Omit all images. Write out the rest of the material exactly.

BEGIN Given data

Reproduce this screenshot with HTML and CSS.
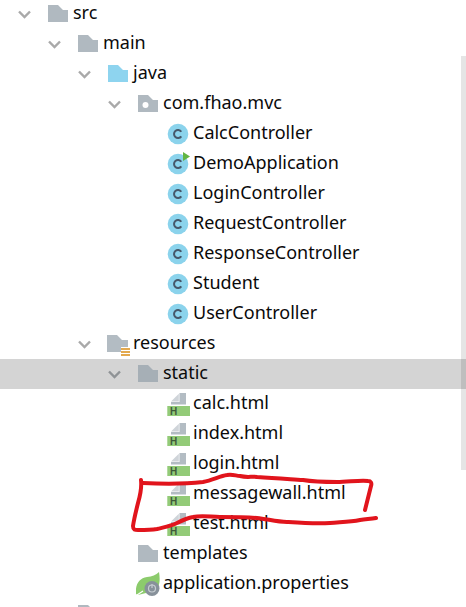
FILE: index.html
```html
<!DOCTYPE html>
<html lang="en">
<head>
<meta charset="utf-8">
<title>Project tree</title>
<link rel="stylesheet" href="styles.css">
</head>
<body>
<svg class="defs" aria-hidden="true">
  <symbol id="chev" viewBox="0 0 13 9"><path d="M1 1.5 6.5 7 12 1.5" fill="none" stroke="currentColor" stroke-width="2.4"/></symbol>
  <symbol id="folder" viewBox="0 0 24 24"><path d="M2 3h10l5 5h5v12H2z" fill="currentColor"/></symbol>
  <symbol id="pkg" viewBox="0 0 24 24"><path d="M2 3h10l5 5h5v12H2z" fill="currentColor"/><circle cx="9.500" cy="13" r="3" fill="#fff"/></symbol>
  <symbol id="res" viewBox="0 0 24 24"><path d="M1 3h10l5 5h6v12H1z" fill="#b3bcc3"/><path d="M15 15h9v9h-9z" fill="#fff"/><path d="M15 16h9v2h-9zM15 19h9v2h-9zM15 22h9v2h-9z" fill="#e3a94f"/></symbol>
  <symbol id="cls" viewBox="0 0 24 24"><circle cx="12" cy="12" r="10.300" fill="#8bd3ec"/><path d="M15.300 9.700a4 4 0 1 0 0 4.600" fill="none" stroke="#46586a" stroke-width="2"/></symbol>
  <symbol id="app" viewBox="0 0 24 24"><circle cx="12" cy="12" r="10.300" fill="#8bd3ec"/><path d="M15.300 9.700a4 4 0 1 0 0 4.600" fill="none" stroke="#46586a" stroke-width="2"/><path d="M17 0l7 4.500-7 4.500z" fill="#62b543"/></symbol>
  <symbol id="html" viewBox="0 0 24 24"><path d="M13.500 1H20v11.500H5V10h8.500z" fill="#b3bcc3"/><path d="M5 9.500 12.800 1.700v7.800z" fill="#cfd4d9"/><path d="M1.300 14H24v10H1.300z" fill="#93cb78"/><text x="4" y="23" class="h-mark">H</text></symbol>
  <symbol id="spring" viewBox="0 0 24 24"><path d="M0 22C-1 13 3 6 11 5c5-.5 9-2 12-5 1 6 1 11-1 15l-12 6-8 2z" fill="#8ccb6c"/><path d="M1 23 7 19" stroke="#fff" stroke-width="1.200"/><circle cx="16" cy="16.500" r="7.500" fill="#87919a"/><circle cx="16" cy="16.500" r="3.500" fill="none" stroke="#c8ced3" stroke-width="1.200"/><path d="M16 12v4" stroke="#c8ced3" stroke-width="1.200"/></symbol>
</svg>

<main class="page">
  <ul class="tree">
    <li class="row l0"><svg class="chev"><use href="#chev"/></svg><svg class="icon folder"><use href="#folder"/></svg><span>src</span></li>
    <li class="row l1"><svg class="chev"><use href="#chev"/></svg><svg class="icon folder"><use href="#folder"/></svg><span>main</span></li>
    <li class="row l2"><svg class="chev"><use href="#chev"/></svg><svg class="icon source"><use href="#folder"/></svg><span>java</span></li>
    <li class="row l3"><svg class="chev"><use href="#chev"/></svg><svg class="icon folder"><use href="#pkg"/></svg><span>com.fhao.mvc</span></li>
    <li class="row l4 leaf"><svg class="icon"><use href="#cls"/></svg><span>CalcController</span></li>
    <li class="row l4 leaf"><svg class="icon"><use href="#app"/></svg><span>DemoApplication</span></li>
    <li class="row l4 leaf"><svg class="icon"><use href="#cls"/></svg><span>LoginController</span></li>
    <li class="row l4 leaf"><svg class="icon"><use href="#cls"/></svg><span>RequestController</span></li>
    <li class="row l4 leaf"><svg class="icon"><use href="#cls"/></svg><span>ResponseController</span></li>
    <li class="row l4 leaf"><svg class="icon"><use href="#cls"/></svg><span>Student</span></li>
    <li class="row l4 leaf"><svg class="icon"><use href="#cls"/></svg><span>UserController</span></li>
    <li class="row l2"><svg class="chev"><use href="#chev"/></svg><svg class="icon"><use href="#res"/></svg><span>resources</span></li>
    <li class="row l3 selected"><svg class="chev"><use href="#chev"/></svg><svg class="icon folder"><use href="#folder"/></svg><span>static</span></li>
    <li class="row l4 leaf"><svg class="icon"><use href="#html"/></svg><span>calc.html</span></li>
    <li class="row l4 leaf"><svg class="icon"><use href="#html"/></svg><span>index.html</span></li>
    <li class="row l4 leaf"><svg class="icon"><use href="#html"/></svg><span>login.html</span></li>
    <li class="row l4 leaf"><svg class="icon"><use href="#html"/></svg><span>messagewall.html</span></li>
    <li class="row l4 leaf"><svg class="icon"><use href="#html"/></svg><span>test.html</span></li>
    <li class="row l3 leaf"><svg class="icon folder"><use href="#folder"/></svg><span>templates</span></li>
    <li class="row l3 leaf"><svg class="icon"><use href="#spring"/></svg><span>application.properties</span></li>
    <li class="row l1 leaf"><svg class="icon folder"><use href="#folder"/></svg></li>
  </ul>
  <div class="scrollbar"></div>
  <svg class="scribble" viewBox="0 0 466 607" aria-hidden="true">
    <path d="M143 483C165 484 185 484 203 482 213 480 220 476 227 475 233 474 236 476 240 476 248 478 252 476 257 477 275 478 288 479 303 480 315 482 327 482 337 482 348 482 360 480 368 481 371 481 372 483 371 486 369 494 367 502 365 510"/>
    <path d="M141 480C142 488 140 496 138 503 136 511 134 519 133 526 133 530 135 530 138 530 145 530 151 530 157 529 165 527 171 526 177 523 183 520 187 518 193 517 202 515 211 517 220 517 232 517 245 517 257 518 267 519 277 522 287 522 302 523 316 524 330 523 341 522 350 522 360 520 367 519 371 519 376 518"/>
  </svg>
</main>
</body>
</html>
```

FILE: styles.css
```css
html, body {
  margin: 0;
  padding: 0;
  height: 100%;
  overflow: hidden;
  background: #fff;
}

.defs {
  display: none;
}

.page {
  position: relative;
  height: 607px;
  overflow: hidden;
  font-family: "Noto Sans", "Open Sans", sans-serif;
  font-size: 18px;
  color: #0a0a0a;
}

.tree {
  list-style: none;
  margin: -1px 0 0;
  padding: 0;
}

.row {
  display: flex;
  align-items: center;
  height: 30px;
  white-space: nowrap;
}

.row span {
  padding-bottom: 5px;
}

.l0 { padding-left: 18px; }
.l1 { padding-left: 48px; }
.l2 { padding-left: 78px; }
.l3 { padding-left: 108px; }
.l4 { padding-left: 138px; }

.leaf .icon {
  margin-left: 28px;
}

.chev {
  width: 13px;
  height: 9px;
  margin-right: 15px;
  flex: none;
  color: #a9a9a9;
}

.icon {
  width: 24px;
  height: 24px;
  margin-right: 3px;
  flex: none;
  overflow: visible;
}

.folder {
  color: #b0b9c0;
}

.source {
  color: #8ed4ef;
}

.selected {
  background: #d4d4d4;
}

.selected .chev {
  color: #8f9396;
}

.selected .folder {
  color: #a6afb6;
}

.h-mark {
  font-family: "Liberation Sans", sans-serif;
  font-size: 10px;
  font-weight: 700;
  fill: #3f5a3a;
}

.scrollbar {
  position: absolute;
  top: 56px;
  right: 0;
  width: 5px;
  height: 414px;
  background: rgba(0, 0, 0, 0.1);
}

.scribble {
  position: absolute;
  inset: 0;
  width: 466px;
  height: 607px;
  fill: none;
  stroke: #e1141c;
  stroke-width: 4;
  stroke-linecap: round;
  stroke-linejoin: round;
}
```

END Given data

**Solution to the problem**
Reproduce this screenshot with HTML and CSS.
FILE: index.html
```html
<!DOCTYPE html>
<html lang="en">
<head>
<meta charset="utf-8">
<title>Project tree</title>
<link rel="stylesheet" href="styles.css">
</head>
<body>
<svg class="defs" aria-hidden="true">
  <symbol id="chev" viewBox="0 0 13 9"><path d="M1 1.5 6.5 7 12 1.5" fill="none" stroke="currentColor" stroke-width="2.4"/></symbol>
  <symbol id="folder" viewBox="0 0 24 24"><path d="M2 3h10l5 5h5v12H2z" fill="currentColor"/></symbol>
  <symbol id="pkg" viewBox="0 0 24 24"><path d="M2 3h10l5 5h5v12H2z" fill="currentColor"/><circle cx="9.500" cy="13" r="3" fill="#fff"/></symbol>
  <symbol id="res" viewBox="0 0 24 24"><path d="M1 3h10l5 5h6v12H1z" fill="#b3bcc3"/><path d="M15 15h9v9h-9z" fill="#fff"/><path d="M15 16h9v2h-9zM15 19h9v2h-9zM15 22h9v2h-9z" fill="#e3a94f"/></symbol>
  <symbol id="cls" viewBox="0 0 24 24"><circle cx="12" cy="12" r="10.300" fill="#8bd3ec"/><path d="M15.300 9.700a4 4 0 1 0 0 4.600" fill="none" stroke="#46586a" stroke-width="2"/></symbol>
  <symbol id="app" viewBox="0 0 24 24"><circle cx="12" cy="12" r="10.300" fill="#8bd3ec"/><path d="M15.300 9.700a4 4 0 1 0 0 4.600" fill="none" stroke="#46586a" stroke-width="2"/><path d="M17 0l7 4.500-7 4.500z" fill="#62b543"/></symbol>
  <symbol id="html" viewBox="0 0 24 24"><path d="M13.500 1H20v11.500H5V10h8.500z" fill="#b3bcc3"/><path d="M5 9.500 12.800 1.700v7.800z" fill="#cfd4d9"/><path d="M1.300 14H24v10H1.300z" fill="#93cb78"/><text x="4" y="23" class="h-mark">H</text></symbol>
  <symbol id="spring" viewBox="0 0 24 24"><path d="M0 22C-1 13 3 6 11 5c5-.5 9-2 12-5 1 6 1 11-1 15l-12 6-8 2z" fill="#8ccb6c"/><path d="M1 23 7 19" stroke="#fff" stroke-width="1.200"/><circle cx="16" cy="16.500" r="7.500" fill="#87919a"/><circle cx="16" cy="16.500" r="3.500" fill="none" stroke="#c8ced3" stroke-width="1.200"/><path d="M16 12v4" stroke="#c8ced3" stroke-width="1.200"/></symbol>
</svg>

<main class="page">
  <ul class="tree">
    <li class="row l0"><svg class="chev"><use href="#chev"/></svg><svg class="icon folder"><use href="#folder"/></svg><span>src</span></li>
    <li class="row l1"><svg class="chev"><use href="#chev"/></svg><svg class="icon folder"><use href="#folder"/></svg><span>main</span></li>
    <li class="row l2"><svg class="chev"><use href="#chev"/></svg><svg class="icon source"><use href="#folder"/></svg><span>java</span></li>
    <li class="row l3"><svg class="chev"><use href="#chev"/></svg><svg class="icon folder"><use href="#pkg"/></svg><span>com.fhao.mvc</span></li>
    <li class="row l4 leaf"><svg class="icon"><use href="#cls"/></svg><span>CalcController</span></li>
    <li class="row l4 leaf"><svg class="icon"><use href="#app"/></svg><span>DemoApplication</span></li>
    <li class="row l4 leaf"><svg class="icon"><use href="#cls"/></svg><span>LoginController</span></li>
    <li class="row l4 leaf"><svg class="icon"><use href="#cls"/></svg><span>RequestController</span></li>
    <li class="row l4 leaf"><svg class="icon"><use href="#cls"/></svg><span>ResponseController</span></li>
    <li class="row l4 leaf"><svg class="icon"><use href="#cls"/></svg><span>Student</span></li>
    <li class="row l4 leaf"><svg class="icon"><use href="#cls"/></svg><span>UserController</span></li>
    <li class="row l2"><svg class="chev"><use href="#chev"/></svg><svg class="icon"><use href="#res"/></svg><span>resources</span></li>
    <li class="row l3 selected"><svg class="chev"><use href="#chev"/></svg><svg class="icon folder"><use href="#folder"/></svg><span>static</span></li>
    <li class="row l4 leaf"><svg class="icon"><use href="#html"/></svg><span>calc.html</span></li>
    <li class="row l4 leaf"><svg class="icon"><use href="#html"/></svg><span>index.html</span></li>
    <li class="row l4 leaf"><svg class="icon"><use href="#html"/></svg><span>login.html</span></li>
    <li class="row l4 leaf"><svg class="icon"><use href="#html"/></svg><span>messagewall.html</span></li>
    <li class="row l4 leaf"><svg class="icon"><use href="#html"/></svg><span>test.html</span></li>
    <li class="row l3 leaf"><svg class="icon folder"><use href="#folder"/></svg><span>templates</span></li>
    <li class="row l3 leaf"><svg class="icon"><use href="#spring"/></svg><span>application.properties</span></li>
    <li class="row l1 leaf"><svg class="icon folder"><use href="#folder"/></svg></li>
  </ul>
  <div class="scrollbar"></div>
  <svg class="scribble" viewBox="0 0 466 607" aria-hidden="true">
    <path d="M143 483C165 484 185 484 203 482 213 480 220 476 227 475 233 474 236 476 240 476 248 478 252 476 257 477 275 478 288 479 303 480 315 482 327 482 337 482 348 482 360 480 368 481 371 481 372 483 371 486 369 494 367 502 365 510"/>
    <path d="M141 480C142 488 140 496 138 503 136 511 134 519 133 526 133 530 135 530 138 530 145 530 151 530 157 529 165 527 171 526 177 523 183 520 187 518 193 517 202 515 211 517 220 517 232 517 245 517 257 518 267 519 277 522 287 522 302 523 316 524 330 523 341 522 350 522 360 520 367 519 371 519 376 518"/>
  </svg>
</main>
</body>
</html>
```

FILE: styles.css
```css
html, body {
  margin: 0;
  padding: 0;
  height: 100%;
  overflow: hidden;
  background: #fff;
}

.defs {
  display: none;
}

.page {
  position: relative;
  height: 607px;
  overflow: hidden;
  font-family: "Noto Sans", "Open Sans", sans-serif;
  font-size: 18px;
  color: #0a0a0a;
}

.tree {
  list-style: none;
  margin: -1px 0 0;
  padding: 0;
}

.row {
  display: flex;
  align-items: center;
  height: 30px;
  white-space: nowrap;
}

.row span {
  padding-bottom: 5px;
}

.l0 { padding-left: 18px; }
.l1 { padding-left: 48px; }
.l2 { padding-left: 78px; }
.l3 { padding-left: 108px; }
.l4 { padding-left: 138px; }

.leaf .icon {
  margin-left: 28px;
}

.chev {
  width: 13px;
  height: 9px;
  margin-right: 15px;
  flex: none;
  color: #a9a9a9;
}

.icon {
  width: 24px;
  height: 24px;
  margin-right: 3px;
  flex: none;
  overflow: visible;
}

.folder {
  color: #b0b9c0;
}

.source {
  color: #8ed4ef;
}

.selected {
  background: #d4d4d4;
}

.selected .chev {
  color: #8f9396;
}

.selected .folder {
  color: #a6afb6;
}

.h-mark {
  font-family: "Liberation Sans", sans-serif;
  font-size: 10px;
  font-weight: 700;
  fill: #3f5a3a;
}

.scrollbar {
  position: absolute;
  top: 56px;
  right: 0;
  width: 5px;
  height: 414px;
  background: rgba(0, 0, 0, 0.1);
}

.scribble {
  position: absolute;
  inset: 0;
  width: 466px;
  height: 607px;
  fill: none;
  stroke: #e1141c;
  stroke-width: 4;
  stroke-linecap: round;
  stroke-linejoin: round;
}
```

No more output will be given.